*DIRECTION*.
Count how many lines contain the word "this". Respond with the number alone.

*SUPPLIED INFORMATION*.
######

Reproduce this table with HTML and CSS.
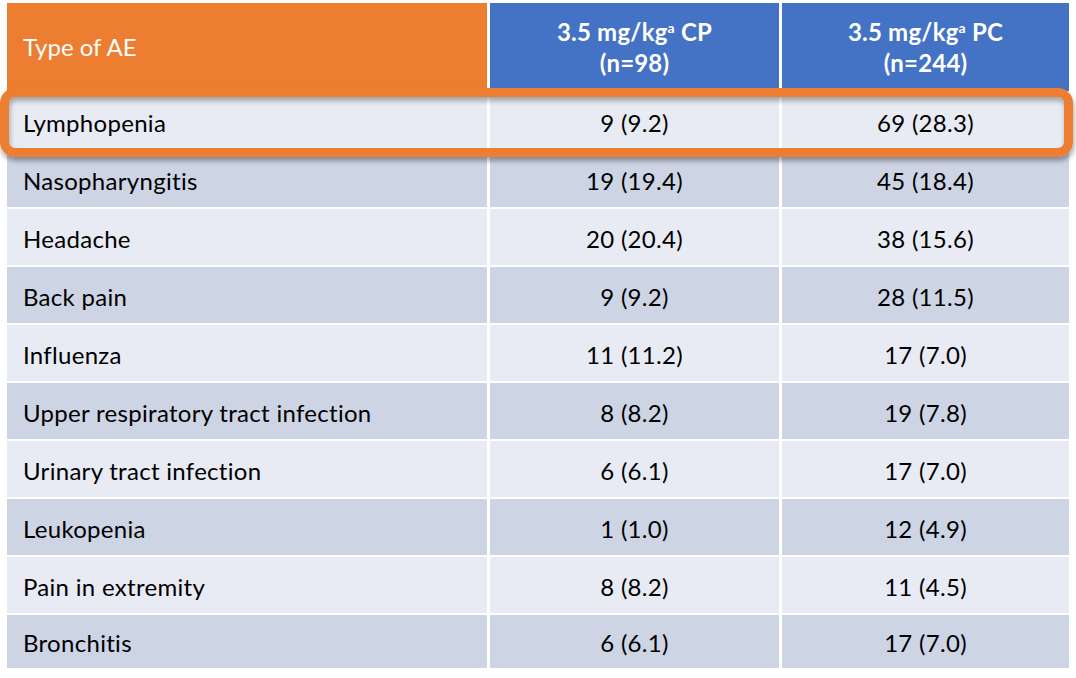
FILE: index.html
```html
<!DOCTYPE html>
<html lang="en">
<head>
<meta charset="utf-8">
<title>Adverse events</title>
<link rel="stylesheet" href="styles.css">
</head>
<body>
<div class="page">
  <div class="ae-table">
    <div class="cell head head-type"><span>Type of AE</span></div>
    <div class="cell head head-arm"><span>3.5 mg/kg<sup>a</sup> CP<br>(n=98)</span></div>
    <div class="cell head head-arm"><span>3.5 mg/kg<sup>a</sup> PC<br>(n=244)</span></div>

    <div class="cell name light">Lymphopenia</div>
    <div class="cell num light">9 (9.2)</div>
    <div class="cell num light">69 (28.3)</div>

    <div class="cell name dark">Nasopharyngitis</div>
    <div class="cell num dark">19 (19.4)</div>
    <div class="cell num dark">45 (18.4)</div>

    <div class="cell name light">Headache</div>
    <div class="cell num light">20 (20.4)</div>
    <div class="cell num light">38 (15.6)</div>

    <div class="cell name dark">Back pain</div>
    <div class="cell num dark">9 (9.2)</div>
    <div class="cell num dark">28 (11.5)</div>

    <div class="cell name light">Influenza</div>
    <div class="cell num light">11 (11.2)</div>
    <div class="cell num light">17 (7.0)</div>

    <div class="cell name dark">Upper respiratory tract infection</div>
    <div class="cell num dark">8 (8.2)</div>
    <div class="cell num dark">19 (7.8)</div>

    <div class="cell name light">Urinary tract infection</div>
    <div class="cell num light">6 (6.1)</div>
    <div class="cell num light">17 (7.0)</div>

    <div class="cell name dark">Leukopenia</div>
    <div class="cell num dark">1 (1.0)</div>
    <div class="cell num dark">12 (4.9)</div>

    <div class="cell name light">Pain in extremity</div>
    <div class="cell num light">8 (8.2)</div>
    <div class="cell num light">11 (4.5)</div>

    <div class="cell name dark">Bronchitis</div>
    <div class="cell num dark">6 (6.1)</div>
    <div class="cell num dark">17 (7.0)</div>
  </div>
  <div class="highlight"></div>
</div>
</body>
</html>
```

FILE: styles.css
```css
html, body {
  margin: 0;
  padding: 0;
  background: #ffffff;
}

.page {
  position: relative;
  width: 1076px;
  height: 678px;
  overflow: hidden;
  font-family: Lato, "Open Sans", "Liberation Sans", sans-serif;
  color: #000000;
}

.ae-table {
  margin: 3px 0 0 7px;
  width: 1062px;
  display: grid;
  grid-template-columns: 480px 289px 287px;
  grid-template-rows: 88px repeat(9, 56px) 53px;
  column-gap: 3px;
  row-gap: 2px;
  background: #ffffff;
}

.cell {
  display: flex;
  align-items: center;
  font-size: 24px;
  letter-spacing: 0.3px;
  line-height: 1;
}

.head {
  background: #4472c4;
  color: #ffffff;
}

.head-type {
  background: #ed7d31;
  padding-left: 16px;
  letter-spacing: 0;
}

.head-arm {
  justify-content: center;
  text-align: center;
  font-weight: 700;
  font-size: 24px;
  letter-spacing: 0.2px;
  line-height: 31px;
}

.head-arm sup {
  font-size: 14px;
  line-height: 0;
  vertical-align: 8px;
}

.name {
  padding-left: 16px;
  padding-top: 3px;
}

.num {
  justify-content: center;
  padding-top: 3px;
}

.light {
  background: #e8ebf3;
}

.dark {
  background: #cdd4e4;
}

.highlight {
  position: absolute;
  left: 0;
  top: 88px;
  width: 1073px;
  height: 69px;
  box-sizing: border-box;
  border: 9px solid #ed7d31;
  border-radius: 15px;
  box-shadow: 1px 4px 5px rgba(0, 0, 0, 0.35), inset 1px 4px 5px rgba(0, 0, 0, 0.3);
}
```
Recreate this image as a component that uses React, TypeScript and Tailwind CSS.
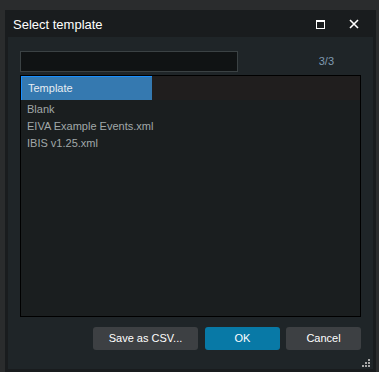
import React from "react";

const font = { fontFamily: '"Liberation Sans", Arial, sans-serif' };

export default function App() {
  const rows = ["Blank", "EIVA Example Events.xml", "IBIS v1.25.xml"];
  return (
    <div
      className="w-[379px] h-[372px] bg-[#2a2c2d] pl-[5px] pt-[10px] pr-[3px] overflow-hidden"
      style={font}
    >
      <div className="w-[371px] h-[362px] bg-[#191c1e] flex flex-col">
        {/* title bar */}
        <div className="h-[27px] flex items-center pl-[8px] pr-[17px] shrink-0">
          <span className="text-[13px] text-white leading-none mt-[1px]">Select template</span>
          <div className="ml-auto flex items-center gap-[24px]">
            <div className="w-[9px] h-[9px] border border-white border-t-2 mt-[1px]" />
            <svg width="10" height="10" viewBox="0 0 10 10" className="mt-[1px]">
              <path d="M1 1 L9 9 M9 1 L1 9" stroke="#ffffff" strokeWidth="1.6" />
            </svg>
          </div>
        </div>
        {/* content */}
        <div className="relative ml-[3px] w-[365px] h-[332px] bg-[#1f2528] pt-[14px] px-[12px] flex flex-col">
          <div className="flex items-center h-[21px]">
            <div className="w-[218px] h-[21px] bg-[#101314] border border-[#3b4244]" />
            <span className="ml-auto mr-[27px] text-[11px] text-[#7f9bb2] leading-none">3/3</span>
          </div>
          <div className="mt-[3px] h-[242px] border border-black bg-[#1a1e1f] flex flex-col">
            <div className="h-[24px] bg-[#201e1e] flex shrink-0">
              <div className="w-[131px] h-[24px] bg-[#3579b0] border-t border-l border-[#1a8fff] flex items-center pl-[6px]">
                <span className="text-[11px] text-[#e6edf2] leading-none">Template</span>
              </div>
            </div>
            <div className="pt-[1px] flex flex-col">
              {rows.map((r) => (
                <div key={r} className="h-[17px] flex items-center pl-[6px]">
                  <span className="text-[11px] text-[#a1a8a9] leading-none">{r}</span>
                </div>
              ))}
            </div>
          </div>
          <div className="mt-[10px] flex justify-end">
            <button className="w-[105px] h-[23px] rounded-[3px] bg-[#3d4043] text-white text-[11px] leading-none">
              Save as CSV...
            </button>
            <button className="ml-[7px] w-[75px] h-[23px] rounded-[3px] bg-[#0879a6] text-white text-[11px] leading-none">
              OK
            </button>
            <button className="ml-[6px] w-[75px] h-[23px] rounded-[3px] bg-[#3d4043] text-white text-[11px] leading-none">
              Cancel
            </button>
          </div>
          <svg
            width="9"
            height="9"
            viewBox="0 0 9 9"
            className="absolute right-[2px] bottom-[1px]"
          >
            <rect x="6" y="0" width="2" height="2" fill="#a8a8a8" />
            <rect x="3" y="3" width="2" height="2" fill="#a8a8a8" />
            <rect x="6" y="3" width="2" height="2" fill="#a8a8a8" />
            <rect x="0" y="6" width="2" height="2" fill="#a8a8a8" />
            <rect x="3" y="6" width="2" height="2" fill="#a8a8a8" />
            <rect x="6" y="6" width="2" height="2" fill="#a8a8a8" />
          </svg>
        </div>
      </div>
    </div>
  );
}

######

*ANSWER*.
2